_DATASET EXCERPT:_
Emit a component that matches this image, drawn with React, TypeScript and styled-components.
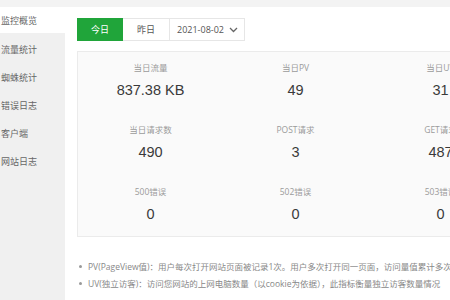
import React from "react";
import styled, { createGlobalStyle } from "styled-components";

const Global = createGlobalStyle`
  html, body { margin: 0; padding: 0; background: #fff; overflow: hidden; }
  body { font-family: "Liberation Sans", "Noto Sans CJK SC", sans-serif; }
`;

const Page = styled.div`
  width: 450px;
  height: 300px;
  overflow: hidden;
  background: #f3f3f3;
  padding-top: 7px;
  box-sizing: border-box;
`;

const Body = styled.div`
  display: flex;
  height: 293px;
`;

const Sidebar = styled.div`
  width: 65px;
  flex-shrink: 0;
  background: #f0f0f0;
  display: flex;
  flex-direction: column;
`;

const NavItem = styled.div<{ $active?: boolean }>`
  height: 28px;
  line-height: 28px;
  padding-left: 1px;
  font-size: 9px;
  color: #666;
  background: ${(p) => (p.$active ? "#fff" : "transparent")};
  font-family: "Noto Sans CJK SC", sans-serif;
  white-space: nowrap;
  &:first-child { height: 26px; line-height: 27px; margin-bottom: 3px; }
`;

const Main = styled.div`
  flex: 1;
  background: #fff;
  padding: 11px 0 0 12px;
  min-width: 0;
`;

const Toolbar = styled.div`
  display: flex;
  height: 23px;
`;

const TabBtn = styled.div<{ $active?: boolean }>`
  width: 46px;
  box-sizing: border-box;
  display: flex;
  align-items: center;
  justify-content: center;
  font-size: 9px;
  font-family: "Noto Sans CJK SC", sans-serif;
  color: ${(p) => (p.$active ? "#fff" : "#555")};
  background: ${(p) => (p.$active ? "#20a53a" : "#fff")};
  border: 1px solid ${(p) => (p.$active ? "#20a53a" : "#e6e6e6")};
  border-left: ${(p) => (p.$active ? "1px solid #20a53a" : "none")};
  & + & { width: 47px; }
`;

const DateSelect = styled.div`
  width: 75px;
  box-sizing: border-box;
  display: flex;
  align-items: center;
  justify-content: space-between;
  padding: 0 6px 0 7px;
  border: 1px solid #e6e6e6;
  border-left: none;
  font-size: 9px;
  color: #555;
  font-family: "Open Sans", "Liberation Sans", sans-serif;
`;

const Card = styled.div`
  margin-top: 10px;
  width: 440px;
  height: 186px;
  box-sizing: border-box;
  background: #fafafa;
  border: 1px solid #ebebeb;
  padding-top: 10px;
  display: grid;
  grid-template-columns: repeat(3, 145px);
  grid-auto-rows: 38px;
  row-gap: 24px;
`;

const Cell = styled.div`
  display: flex;
  flex-direction: column;
  align-items: center;
`;

const Label = styled.div`
  height: 12px;
  line-height: 12px;
  font-size: 8.5px;
  color: #9a9a9a;
  font-family: "Open Sans", "Noto Sans CJK SC", sans-serif;
  white-space: nowrap;
`;

const Value = styled.div`
  margin-top: 7px;
  height: 18px;
  line-height: 18px;
  font-size: 14.5px;
  color: #3a3a3a;
  font-family: "Liberation Sans", "Noto Sans CJK SC", sans-serif;
  white-space: nowrap;
`;

const Notes = styled.ul`
  margin: 21px 0 0;
  padding: 0 0 0 11px;
  list-style: none;
`;

const Note = styled.li`
  position: relative;
  height: 17px;
  line-height: 17px;
  font-size: 8.5px;
  color: #888;
  white-space: nowrap;
  font-family: "Open Sans", "Noto Sans CJK SC", sans-serif;
  &::before {
    content: "";
    position: absolute;
    left: -9px;
    top: 7px;
    width: 3px;
    height: 3px;
    border-radius: 50%;
    background: #999;
  }
`;

const stats = [
  ["当日流量", "837.38 KB"],
  ["当日PV", "49"],
  ["当日UV", "31"],
  ["当日请求数", "490"],
  ["POST请求", "3"],
  ["GET请求", "487"],
  ["500错误", "0"],
  ["502错误", "0"],
  ["503错误", "0"],
];

const nav = ["监控概览", "流量统计", "蜘蛛统计", "错误日志", "客户端", "网站日志"];

export default function App() {
  return (
    <>
      <Global />
      <Page>
        <Body>
          <Sidebar>
            {nav.map((n, i) => (
              <NavItem key={n} $active={i === 0}>
                {n}
              </NavItem>
            ))}
          </Sidebar>
          <Main>
            <Toolbar>
              <TabBtn $active>今日</TabBtn>
              <TabBtn>昨日</TabBtn>
              <DateSelect>
                <span>2021-08-02</span>
                <svg width="9" height="6" viewBox="0 0 9 6">
                  <path d="M1 1l3.5 3.5L8 1" fill="none" stroke="#666" strokeWidth="1.3" />
                </svg>
              </DateSelect>
            </Toolbar>
            <Card>
              {stats.map(([l, v]) => (
                <Cell key={l}>
                  <Label>{l}</Label>
                  <Value>{v}</Value>
                </Cell>
              ))}
            </Card>
            <Notes>
              <Note>PV(PageView值)：用户每次打开网站页面被记录1次。用户多次打开同一页面，访问量值累计多次</Note>
              <Note>UV(独立访客)：访问您网站的上网电脑数量（以cookie为依据），此指标衡量独立访客数量情况</Note>
            </Notes>
          </Main>
        </Body>
      </Page>
    </>
  );
}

_WHAT YOU HAVE TO DO:_ Repeat all of the data above word for word, minus the pictures.

_THE COMPLETED TASK:_
Emit a component that matches this image, drawn with React, TypeScript and styled-components.
import React from "react";
import styled, { createGlobalStyle } from "styled-components";

const Global = createGlobalStyle`
  html, body { margin: 0; padding: 0; background: #fff; overflow: hidden; }
  body { font-family: "Liberation Sans", "Noto Sans CJK SC", sans-serif; }
`;

const Page = styled.div`
  width: 450px;
  height: 300px;
  overflow: hidden;
  background: #f3f3f3;
  padding-top: 7px;
  box-sizing: border-box;
`;

const Body = styled.div`
  display: flex;
  height: 293px;
`;

const Sidebar = styled.div`
  width: 65px;
  flex-shrink: 0;
  background: #f0f0f0;
  display: flex;
  flex-direction: column;
`;

const NavItem = styled.div<{ $active?: boolean }>`
  height: 28px;
  line-height: 28px;
  padding-left: 1px;
  font-size: 9px;
  color: #666;
  background: ${(p) => (p.$active ? "#fff" : "transparent")};
  font-family: "Noto Sans CJK SC", sans-serif;
  white-space: nowrap;
  &:first-child { height: 26px; line-height: 27px; margin-bottom: 3px; }
`;

const Main = styled.div`
  flex: 1;
  background: #fff;
  padding: 11px 0 0 12px;
  min-width: 0;
`;

const Toolbar = styled.div`
  display: flex;
  height: 23px;
`;

const TabBtn = styled.div<{ $active?: boolean }>`
  width: 46px;
  box-sizing: border-box;
  display: flex;
  align-items: center;
  justify-content: center;
  font-size: 9px;
  font-family: "Noto Sans CJK SC", sans-serif;
  color: ${(p) => (p.$active ? "#fff" : "#555")};
  background: ${(p) => (p.$active ? "#20a53a" : "#fff")};
  border: 1px solid ${(p) => (p.$active ? "#20a53a" : "#e6e6e6")};
  border-left: ${(p) => (p.$active ? "1px solid #20a53a" : "none")};
  & + & { width: 47px; }
`;

const DateSelect = styled.div`
  width: 75px;
  box-sizing: border-box;
  display: flex;
  align-items: center;
  justify-content: space-between;
  padding: 0 6px 0 7px;
  border: 1px solid #e6e6e6;
  border-left: none;
  font-size: 9px;
  color: #555;
  font-family: "Open Sans", "Liberation Sans", sans-serif;
`;

const Card = styled.div`
  margin-top: 10px;
  width: 440px;
  height: 186px;
  box-sizing: border-box;
  background: #fafafa;
  border: 1px solid #ebebeb;
  padding-top: 10px;
  display: grid;
  grid-template-columns: repeat(3, 145px);
  grid-auto-rows: 38px;
  row-gap: 24px;
`;

const Cell = styled.div`
  display: flex;
  flex-direction: column;
  align-items: center;
`;

const Label = styled.div`
  height: 12px;
  line-height: 12px;
  font-size: 8.5px;
  color: #9a9a9a;
  font-family: "Open Sans", "Noto Sans CJK SC", sans-serif;
  white-space: nowrap;
`;

const Value = styled.div`
  margin-top: 7px;
  height: 18px;
  line-height: 18px;
  font-size: 14.5px;
  color: #3a3a3a;
  font-family: "Liberation Sans", "Noto Sans CJK SC", sans-serif;
  white-space: nowrap;
`;

const Notes = styled.ul`
  margin: 21px 0 0;
  padding: 0 0 0 11px;
  list-style: none;
`;

const Note = styled.li`
  position: relative;
  height: 17px;
  line-height: 17px;
  font-size: 8.5px;
  color: #888;
  white-space: nowrap;
  font-family: "Open Sans", "Noto Sans CJK SC", sans-serif;
  &::before {
    content: "";
    position: absolute;
    left: -9px;
    top: 7px;
    width: 3px;
    height: 3px;
    border-radius: 50%;
    background: #999;
  }
`;

const stats = [
  ["当日流量", "837.38 KB"],
  ["当日PV", "49"],
  ["当日UV", "31"],
  ["当日请求数", "490"],
  ["POST请求", "3"],
  ["GET请求", "487"],
  ["500错误", "0"],
  ["502错误", "0"],
  ["503错误", "0"],
];

const nav = ["监控概览", "流量统计", "蜘蛛统计", "错误日志", "客户端", "网站日志"];

export default function App() {
  return (
    <>
      <Global />
      <Page>
        <Body>
          <Sidebar>
            {nav.map((n, i) => (
              <NavItem key={n} $active={i === 0}>
                {n}
              </NavItem>
            ))}
          </Sidebar>
          <Main>
            <Toolbar>
              <TabBtn $active>今日</TabBtn>
              <TabBtn>昨日</TabBtn>
              <DateSelect>
                <span>2021-08-02</span>
                <svg width="9" height="6" viewBox="0 0 9 6">
                  <path d="M1 1l3.5 3.5L8 1" fill="none" stroke="#666" strokeWidth="1.3" />
                </svg>
              </DateSelect>
            </Toolbar>
            <Card>
              {stats.map(([l, v]) => (
                <Cell key={l}>
                  <Label>{l}</Label>
                  <Value>{v}</Value>
                </Cell>
              ))}
            </Card>
            <Notes>
              <Note>PV(PageView值)：用户每次打开网站页面被记录1次。用户多次打开同一页面，访问量值累计多次</Note>
              <Note>UV(独立访客)：访问您网站的上网电脑数量（以cookie为依据），此指标衡量独立访客数量情况</Note>
            </Notes>
          </Main>
        </Body>
      </Page>
    </>
  );
}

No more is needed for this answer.